Exercise details: Check every line below for the word "screenshot" and copy each one that has it.

===== Data provided

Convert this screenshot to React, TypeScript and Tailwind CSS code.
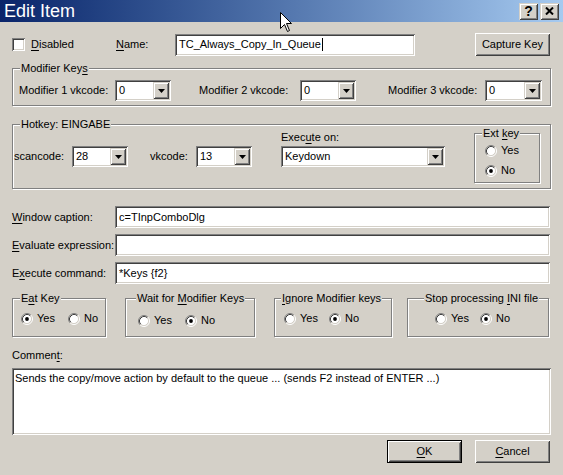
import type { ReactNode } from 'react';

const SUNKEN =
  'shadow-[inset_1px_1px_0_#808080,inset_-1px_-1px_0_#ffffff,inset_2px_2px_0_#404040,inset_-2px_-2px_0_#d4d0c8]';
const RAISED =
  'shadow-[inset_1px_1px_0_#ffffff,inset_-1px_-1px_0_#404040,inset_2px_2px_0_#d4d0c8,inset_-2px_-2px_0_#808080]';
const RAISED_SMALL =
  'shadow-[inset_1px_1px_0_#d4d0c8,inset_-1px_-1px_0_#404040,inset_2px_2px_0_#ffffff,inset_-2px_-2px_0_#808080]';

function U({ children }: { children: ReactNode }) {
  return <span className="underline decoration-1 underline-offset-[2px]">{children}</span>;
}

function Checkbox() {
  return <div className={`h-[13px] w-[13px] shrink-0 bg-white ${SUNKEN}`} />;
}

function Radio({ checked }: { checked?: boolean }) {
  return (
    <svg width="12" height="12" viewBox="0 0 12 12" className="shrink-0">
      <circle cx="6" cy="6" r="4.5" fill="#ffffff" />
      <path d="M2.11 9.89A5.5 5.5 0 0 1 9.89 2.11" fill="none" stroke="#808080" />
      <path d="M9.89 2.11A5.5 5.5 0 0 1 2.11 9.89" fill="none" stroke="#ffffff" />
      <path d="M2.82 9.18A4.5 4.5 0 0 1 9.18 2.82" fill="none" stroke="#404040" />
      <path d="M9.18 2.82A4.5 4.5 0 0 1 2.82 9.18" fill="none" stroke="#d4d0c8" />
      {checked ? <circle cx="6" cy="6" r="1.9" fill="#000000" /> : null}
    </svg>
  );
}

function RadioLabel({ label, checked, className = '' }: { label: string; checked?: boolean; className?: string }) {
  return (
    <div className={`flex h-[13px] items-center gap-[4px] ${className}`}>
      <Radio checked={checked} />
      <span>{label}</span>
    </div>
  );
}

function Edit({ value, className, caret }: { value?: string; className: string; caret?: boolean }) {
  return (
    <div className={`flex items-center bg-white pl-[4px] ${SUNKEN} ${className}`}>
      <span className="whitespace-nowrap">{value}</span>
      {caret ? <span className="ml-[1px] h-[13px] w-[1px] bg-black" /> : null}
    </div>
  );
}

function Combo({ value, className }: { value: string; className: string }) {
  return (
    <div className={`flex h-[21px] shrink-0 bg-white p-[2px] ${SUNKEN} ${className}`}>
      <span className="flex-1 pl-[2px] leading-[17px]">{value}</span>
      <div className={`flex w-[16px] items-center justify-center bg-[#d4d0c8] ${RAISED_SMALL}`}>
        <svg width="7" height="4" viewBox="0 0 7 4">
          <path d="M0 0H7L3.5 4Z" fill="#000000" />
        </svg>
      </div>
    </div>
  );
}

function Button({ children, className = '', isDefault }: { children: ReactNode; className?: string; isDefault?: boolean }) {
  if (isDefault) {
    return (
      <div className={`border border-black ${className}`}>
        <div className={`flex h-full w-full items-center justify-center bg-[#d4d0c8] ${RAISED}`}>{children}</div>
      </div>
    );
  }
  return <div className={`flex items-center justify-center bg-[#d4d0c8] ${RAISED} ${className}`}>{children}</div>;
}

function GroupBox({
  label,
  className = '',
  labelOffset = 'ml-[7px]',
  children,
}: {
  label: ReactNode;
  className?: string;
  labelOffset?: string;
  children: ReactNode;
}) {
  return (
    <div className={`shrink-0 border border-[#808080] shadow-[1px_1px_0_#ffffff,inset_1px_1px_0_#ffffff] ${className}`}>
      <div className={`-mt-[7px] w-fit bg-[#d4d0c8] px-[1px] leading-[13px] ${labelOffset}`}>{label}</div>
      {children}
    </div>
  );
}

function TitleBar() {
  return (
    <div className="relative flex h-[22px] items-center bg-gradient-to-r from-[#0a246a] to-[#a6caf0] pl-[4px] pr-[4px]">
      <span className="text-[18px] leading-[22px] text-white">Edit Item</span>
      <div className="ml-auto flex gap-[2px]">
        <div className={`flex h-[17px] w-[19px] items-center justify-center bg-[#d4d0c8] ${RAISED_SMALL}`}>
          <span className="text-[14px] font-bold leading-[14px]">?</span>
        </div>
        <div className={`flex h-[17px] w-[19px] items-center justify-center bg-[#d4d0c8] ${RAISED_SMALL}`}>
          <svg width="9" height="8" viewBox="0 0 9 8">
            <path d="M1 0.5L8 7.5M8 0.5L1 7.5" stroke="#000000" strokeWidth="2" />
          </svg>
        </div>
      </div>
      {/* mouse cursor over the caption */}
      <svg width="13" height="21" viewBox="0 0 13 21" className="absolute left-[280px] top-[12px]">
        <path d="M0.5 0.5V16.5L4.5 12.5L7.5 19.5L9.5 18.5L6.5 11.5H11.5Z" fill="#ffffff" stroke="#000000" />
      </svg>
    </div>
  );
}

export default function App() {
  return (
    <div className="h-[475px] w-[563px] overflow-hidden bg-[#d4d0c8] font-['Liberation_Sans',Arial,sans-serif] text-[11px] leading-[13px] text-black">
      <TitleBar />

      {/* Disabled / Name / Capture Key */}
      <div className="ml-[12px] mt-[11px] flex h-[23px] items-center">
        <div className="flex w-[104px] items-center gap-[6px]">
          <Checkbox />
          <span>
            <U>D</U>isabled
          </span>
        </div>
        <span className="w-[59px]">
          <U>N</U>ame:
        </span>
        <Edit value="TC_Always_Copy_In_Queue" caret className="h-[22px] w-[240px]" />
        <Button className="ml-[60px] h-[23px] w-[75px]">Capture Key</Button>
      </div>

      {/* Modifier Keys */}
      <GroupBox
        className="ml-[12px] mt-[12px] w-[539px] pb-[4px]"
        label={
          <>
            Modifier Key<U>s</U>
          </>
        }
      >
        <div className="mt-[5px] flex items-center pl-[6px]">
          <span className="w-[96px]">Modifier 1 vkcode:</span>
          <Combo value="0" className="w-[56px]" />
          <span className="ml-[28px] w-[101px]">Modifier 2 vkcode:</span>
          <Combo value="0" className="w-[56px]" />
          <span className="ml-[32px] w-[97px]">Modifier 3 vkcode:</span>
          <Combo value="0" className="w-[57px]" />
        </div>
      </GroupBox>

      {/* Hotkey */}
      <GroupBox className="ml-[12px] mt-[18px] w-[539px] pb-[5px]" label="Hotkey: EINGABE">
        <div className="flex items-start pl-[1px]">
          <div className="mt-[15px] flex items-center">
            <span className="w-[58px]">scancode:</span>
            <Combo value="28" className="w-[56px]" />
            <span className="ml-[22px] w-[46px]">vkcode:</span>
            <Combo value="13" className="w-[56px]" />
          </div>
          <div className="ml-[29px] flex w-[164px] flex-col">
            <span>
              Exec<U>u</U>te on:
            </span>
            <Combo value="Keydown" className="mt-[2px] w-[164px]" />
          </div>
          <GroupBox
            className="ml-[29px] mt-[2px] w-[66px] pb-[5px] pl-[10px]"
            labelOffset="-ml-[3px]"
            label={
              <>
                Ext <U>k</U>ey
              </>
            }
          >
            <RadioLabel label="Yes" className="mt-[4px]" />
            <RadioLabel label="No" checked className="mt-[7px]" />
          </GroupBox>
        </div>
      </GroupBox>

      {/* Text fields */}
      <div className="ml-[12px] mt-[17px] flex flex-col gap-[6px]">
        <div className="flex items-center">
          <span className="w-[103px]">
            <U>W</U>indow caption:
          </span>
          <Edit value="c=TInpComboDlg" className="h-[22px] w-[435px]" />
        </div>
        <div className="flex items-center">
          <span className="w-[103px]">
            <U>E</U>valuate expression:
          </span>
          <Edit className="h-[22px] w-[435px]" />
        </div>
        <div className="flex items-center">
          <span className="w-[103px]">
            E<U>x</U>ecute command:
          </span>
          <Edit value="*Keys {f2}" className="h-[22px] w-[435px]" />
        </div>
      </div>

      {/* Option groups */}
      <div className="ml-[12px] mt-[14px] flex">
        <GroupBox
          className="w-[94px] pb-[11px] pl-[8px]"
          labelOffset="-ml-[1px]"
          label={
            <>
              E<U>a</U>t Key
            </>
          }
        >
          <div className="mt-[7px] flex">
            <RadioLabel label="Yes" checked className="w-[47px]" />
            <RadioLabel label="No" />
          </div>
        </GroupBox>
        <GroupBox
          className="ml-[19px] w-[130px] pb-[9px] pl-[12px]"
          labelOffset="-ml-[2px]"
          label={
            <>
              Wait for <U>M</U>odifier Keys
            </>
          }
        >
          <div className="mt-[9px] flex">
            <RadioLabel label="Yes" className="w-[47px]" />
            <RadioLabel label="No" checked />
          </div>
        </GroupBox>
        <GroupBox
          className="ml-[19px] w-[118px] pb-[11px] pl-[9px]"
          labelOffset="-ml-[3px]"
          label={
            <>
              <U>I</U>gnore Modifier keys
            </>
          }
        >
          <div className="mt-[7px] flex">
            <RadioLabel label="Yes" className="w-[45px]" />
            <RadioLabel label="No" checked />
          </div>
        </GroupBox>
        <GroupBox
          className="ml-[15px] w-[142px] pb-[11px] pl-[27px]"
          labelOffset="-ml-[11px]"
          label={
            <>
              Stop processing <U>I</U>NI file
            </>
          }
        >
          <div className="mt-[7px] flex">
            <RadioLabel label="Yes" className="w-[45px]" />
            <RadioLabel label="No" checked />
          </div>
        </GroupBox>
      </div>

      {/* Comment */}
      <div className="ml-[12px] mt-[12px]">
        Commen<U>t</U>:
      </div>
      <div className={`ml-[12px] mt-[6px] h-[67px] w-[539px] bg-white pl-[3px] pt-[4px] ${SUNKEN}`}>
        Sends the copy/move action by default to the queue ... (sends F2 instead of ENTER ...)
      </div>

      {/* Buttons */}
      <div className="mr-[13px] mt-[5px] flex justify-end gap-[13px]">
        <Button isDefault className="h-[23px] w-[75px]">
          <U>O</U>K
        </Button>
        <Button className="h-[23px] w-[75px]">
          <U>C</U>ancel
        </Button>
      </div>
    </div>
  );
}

==========
===== Data provided

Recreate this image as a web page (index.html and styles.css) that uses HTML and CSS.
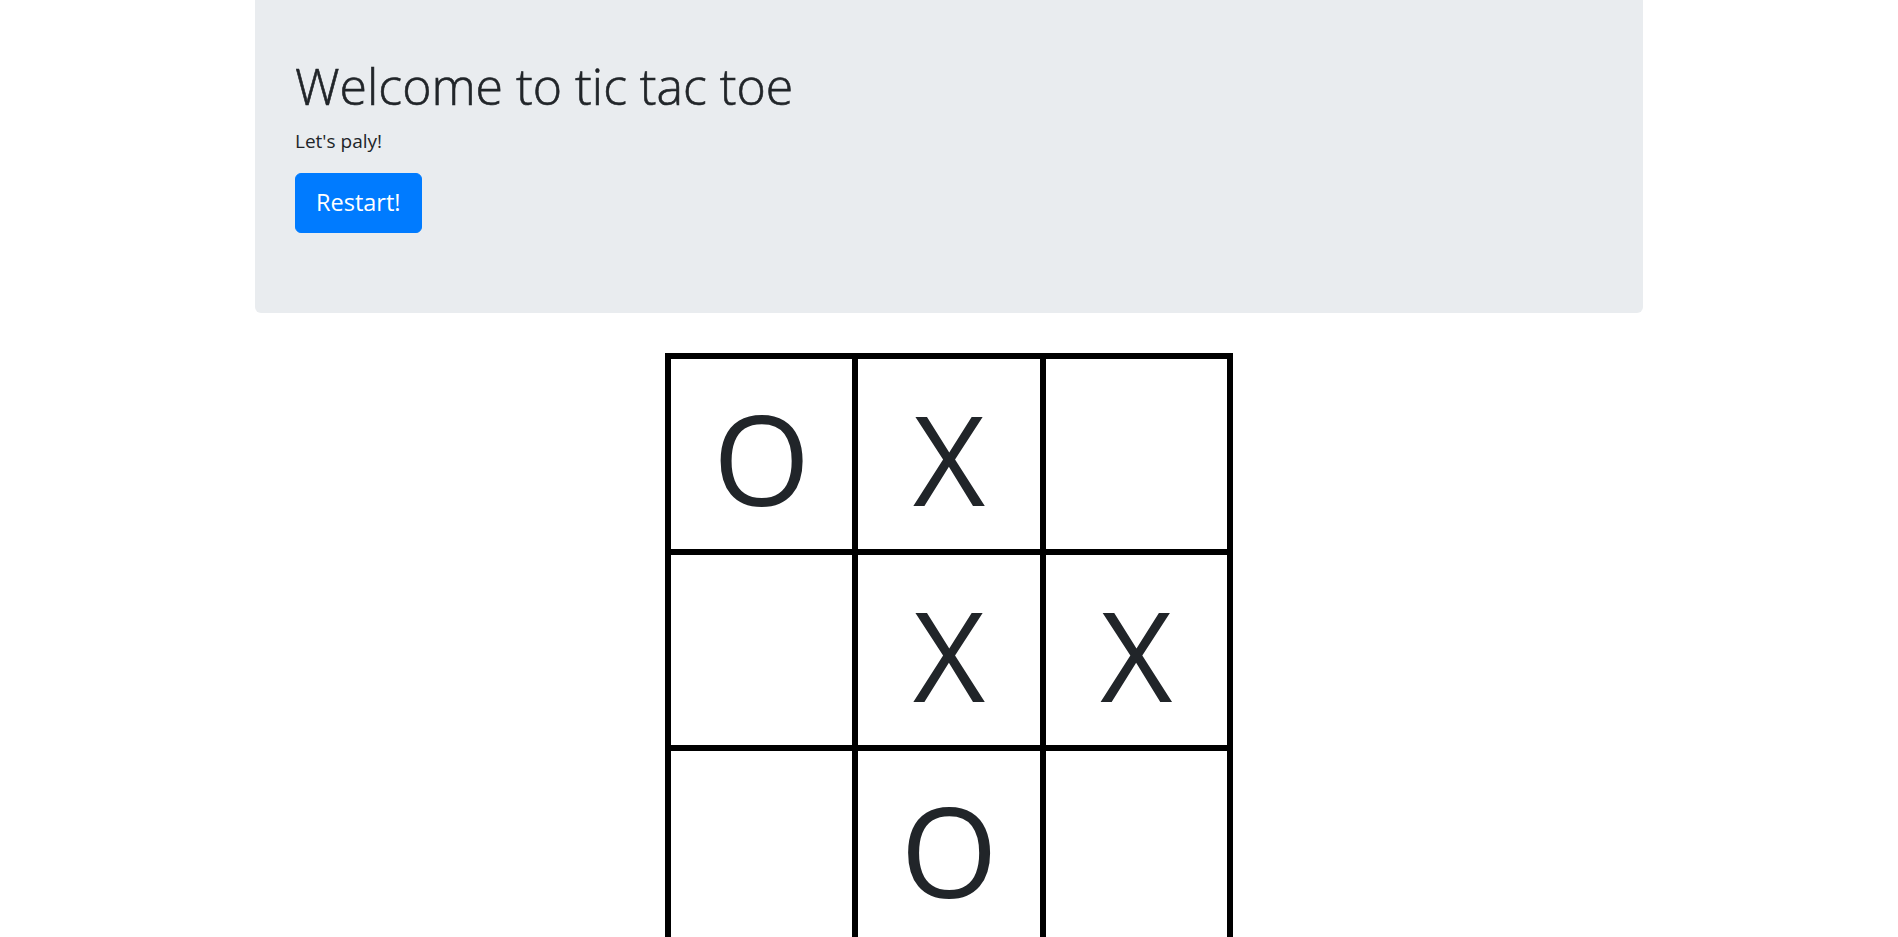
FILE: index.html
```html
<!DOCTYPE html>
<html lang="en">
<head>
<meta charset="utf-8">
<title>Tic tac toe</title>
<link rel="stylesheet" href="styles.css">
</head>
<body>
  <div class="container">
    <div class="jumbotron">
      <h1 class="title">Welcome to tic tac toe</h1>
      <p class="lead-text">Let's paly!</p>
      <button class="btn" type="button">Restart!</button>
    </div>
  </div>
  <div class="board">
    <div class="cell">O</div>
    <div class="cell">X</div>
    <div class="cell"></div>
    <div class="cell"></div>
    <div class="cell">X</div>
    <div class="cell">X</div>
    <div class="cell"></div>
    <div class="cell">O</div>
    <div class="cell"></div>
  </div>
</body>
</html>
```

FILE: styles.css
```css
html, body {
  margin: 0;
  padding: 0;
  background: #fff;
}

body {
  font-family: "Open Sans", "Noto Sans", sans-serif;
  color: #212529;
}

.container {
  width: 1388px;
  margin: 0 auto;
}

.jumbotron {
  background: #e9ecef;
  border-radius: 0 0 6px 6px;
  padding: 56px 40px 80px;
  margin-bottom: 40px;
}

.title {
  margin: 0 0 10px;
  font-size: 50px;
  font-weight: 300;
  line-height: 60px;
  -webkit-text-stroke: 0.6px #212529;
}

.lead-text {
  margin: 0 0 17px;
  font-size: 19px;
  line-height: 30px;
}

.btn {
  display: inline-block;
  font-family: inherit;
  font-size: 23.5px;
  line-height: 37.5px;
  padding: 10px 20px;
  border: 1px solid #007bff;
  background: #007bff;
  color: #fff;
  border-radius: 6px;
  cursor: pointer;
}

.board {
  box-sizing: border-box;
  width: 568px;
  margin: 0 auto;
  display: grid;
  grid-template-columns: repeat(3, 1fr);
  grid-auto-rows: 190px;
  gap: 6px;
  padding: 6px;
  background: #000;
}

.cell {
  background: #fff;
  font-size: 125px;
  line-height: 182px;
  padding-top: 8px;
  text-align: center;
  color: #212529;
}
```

==========
===== Data provided

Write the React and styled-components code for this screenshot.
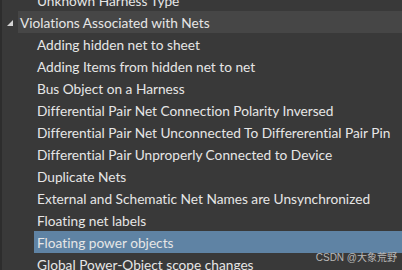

==========

Answer for this exercise:
Convert this screenshot to React, TypeScript and Tailwind CSS code.
Write the React and styled-components code for this screenshot.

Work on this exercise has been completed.